A blind man is ‘reading’ for the first time in 20 years thanks to a pair of hi-tech glasses that DICTATE text for him – and even recognise FACES.

Luke Hines, 27, was left blind in one eye and with only three per cent vision in the other after an operation to remove a childhood brain tumour in 1997.

He was unable to attend school and has not found work because of his condition and has spent years feeling isolated.

But he has become one of the first people in Britain to trial a pair of new state-of-the-art spectacles and says his life has been transformed.

Luke has been fitted with an OrCam, a glasses-mounted camera that will read text, describe objects, and identify faces for the blind.

It works by harnessing the power of artificial vision to assist people who are visually impaired and is aimed at giving them more independence.

Luke is trialling the new device has been hailed as revolutionary for millions of visually impaired people across the world.

The tiny wearable computer uses audio feedback to relay visual information that they can not see, enabling them to take on new tasks they were unable to perform alone before.

A miniature camera fitted to the frame takes photos of text or signs and uses artificial vision software to read back to him through an ear piece.

The spectacles can also recognise people’s faces and identify those that have been previously stored.

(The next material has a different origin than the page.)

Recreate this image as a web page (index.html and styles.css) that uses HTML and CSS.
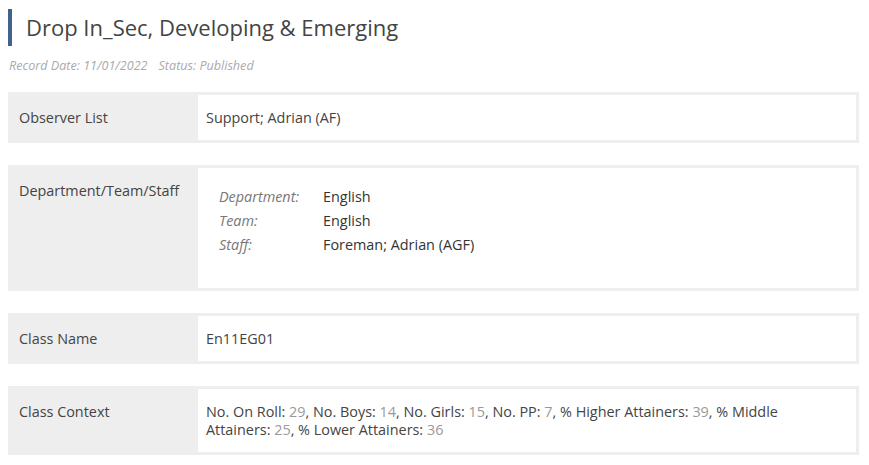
FILE: index.html
```html
<!DOCTYPE html>
<html lang="en">
<head>
<meta charset="utf-8">
<title>Drop In_Sec, Developing &amp; Emerging</title>
<link rel="stylesheet" href="styles.css">
</head>
<body>
<h1 class="title">Drop In_Sec, Developing &amp; Emerging</h1>
<div class="meta"><span>Record Date: 11/01/2022</span><span>Status: Published</span></div>

<div class="row">
  <div class="label">Observer List</div>
  <div class="value">Support; Adrian (AF)</div>
</div>

<div class="row">
  <div class="label">Department/Team/Staff</div>
  <div class="value">
    <dl class="dts">
      <dt>Department:</dt><dd>English</dd>
      <dt>Team:</dt><dd>English</dd>
      <dt>Staff:</dt><dd>Foreman; Adrian (AGF)</dd>
    </dl>
  </div>
</div>

<div class="row">
  <div class="label">Class Name</div>
  <div class="value">En11EG01</div>
</div>

<div class="row">
  <div class="label">Class Context</div>
  <div class="value">No. On Roll: <span class="num">29</span>, No. Boys: <span class="num">14</span>, No. Girls: <span class="num">15</span>, No. PP: <span class="num">7</span>, % Higher Attainers: <span class="num">39</span>, % Middle Attainers: <span class="num">25</span>, % Lower Attainers: <span class="num">36</span></div>
</div>
</body>
</html>
```

FILE: styles.css
```css
html, body {
  background: #ffffff;
}
body {
  margin: 0;
  padding: 9px 10px 0 8px;
  font-family: "Open Sans", "Liberation Sans", sans-serif;
  font-size: 14.4px;
  color: #444444;
}
.title {
  margin: 0;
  height: 37px;
  line-height: 37px;
  border-left: 4px solid #41628a;
  padding-left: 14px;
  font-size: 22px;
  font-weight: 400;
  color: #444444;
}
.meta {
  margin-top: 11px;
  line-height: 18px;
  font-size: 12.6px;
  font-style: italic;
  color: #aaaaaa;
  padding-left: 1px;
}
.meta span + span {
  margin-left: 11px;
}
.row {
  display: flex;
  margin-top: 17px;
  margin-bottom: 22px;
  border: 3px solid #eeeeee;
  background: #ffffff;
  line-height: 18px;
}
.row + .row {
  margin-top: 0;
}
.label {
  flex: 0 0 187px;
  box-sizing: border-box;
  background: #eeeeee;
  padding: 14px 8px 13px 8px;
  color: #444444;
}
.value {
  flex: 1;
  padding: 14px 16px 13px 8px;
  color: #444444;
}
.num {
  color: #999999;
}
.dts {
  display: grid;
  grid-template-columns: 104px 1fr;
  row-gap: 6px;
  margin: 6px 0 21px 13px;
}
.dts dt {
  font-style: italic;
  color: #777777;
}
.dts dd {
  margin: 0;
  color: #333333;
}
```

Luke started trialling the glasses a few weeks ago but has already described them as “life changing”.

He said: “Something as simple as going to Tesco I used to hate doing because I would just go, get the same things every time and get out of there.

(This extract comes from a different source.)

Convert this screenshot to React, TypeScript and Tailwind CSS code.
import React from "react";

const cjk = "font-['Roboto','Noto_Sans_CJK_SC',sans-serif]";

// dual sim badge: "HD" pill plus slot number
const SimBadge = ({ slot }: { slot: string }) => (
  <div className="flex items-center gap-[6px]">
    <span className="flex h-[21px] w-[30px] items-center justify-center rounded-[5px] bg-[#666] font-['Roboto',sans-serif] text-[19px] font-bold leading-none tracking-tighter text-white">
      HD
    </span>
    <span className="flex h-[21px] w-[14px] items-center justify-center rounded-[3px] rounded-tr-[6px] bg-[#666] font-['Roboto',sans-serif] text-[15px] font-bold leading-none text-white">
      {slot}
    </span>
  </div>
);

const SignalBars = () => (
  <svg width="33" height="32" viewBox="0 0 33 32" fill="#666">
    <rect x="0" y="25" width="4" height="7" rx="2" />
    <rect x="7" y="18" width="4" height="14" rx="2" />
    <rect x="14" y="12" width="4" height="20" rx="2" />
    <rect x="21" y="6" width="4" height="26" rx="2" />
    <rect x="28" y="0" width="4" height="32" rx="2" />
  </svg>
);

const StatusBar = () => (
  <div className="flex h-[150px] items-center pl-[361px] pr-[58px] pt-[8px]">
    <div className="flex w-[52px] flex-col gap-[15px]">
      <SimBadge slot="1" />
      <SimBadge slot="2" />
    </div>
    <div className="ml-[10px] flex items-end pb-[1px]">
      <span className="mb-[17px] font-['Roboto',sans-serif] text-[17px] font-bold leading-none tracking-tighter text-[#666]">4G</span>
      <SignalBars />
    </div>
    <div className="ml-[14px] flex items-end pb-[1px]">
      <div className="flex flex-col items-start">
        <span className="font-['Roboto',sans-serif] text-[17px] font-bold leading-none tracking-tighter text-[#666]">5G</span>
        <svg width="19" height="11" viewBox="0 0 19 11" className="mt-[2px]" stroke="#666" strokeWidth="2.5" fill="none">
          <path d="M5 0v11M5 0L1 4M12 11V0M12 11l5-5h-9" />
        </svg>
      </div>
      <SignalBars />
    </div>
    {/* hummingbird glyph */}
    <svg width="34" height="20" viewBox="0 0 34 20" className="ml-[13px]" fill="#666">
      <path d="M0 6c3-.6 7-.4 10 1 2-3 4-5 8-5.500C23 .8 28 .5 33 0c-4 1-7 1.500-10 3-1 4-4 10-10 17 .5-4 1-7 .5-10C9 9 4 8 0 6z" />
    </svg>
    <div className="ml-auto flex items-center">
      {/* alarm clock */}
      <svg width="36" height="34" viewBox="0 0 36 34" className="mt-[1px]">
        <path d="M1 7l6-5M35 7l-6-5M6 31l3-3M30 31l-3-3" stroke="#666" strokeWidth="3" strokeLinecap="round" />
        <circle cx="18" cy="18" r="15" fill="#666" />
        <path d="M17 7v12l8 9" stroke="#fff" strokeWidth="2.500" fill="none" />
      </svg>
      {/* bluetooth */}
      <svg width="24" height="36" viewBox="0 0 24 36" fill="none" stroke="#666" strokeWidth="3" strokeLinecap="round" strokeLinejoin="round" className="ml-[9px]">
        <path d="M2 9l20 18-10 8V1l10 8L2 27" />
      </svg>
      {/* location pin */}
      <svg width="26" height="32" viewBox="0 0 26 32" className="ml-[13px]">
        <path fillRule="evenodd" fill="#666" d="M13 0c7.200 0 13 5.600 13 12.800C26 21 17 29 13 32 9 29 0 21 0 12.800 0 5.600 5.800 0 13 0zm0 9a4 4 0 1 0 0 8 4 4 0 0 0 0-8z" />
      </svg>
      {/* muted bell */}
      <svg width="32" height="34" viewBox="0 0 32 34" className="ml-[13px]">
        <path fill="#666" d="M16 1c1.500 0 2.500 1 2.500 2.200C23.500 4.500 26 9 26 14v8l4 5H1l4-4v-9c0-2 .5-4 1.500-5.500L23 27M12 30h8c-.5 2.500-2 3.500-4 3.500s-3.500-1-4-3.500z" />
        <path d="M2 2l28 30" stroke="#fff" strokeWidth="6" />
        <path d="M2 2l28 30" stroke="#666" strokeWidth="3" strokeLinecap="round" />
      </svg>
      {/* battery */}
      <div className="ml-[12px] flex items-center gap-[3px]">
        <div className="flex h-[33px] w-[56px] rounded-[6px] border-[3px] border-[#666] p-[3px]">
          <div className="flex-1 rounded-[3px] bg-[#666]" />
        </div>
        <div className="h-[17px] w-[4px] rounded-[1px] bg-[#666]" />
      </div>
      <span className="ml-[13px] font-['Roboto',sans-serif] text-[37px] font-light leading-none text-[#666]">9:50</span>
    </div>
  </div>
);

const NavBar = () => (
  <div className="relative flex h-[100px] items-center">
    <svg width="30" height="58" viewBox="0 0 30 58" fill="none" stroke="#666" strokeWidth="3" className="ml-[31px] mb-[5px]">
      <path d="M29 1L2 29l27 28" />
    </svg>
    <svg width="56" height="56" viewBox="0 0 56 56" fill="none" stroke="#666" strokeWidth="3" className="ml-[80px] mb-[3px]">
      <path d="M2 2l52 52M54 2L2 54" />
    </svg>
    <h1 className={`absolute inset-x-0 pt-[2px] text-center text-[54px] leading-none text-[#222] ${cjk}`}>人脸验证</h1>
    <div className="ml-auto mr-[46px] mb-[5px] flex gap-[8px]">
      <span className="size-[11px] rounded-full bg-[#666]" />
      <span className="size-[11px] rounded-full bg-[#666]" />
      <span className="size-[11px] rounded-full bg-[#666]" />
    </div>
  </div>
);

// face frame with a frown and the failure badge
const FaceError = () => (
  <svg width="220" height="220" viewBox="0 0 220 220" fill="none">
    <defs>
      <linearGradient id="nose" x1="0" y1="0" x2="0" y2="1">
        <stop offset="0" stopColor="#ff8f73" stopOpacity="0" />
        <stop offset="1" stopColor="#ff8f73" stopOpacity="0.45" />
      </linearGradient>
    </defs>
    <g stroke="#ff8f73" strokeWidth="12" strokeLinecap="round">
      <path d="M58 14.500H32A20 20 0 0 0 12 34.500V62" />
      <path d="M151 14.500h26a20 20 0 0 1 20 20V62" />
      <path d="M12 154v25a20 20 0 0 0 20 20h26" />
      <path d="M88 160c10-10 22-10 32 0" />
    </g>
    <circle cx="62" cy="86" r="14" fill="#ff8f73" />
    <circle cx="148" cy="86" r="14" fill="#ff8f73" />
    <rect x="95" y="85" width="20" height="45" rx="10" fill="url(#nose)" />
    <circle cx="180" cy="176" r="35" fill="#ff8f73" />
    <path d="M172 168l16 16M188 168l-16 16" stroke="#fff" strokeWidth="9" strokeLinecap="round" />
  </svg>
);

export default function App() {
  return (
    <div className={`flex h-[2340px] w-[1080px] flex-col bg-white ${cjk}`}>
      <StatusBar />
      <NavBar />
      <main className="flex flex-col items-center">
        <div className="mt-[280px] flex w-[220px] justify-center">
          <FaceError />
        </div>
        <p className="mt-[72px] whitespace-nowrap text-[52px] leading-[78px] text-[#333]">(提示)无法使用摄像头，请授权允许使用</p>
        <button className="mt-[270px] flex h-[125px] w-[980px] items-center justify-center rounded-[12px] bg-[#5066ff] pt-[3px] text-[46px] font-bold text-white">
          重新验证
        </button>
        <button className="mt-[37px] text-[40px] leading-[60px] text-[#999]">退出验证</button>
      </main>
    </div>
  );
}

“Now I can spend hours up there just trying to read everything. It’s really nice being able to do it without having to rely on someone else.”

Luke, from Ilfracombe, Devon, was fitted with the Orcam glasses as he grew increasingly despairing of his handicap.

Daily life was difficult for him and everyday tasks were a struggle and his family contacted the manufacturers who agreed to lend him a pair for a trial period.

Luke said: “I have mapped out in my mind all of Ilfracombe and most of Barnstaple, so if people saw me they wouldn’t necessarily know I was blind.

“But if post ever came through I would just push it to the side because there was no way I could read it.”

The glasses are fitted with a smart camera which recognizes text, products and faces, and speaks to the wearer through a mini earpiece.

With the ability to read books for the first time, Luke is now also hoping to attend college – something which he said he would never have imagined doing so just weeks ago.

He is also looking at securing his first job – potentially in the world of gardening.

His mother Jane Hinen said: “It’s just such a delight because if it can give Luke a quality of life that we have got and he if can go to college – it would just be overwhelming.”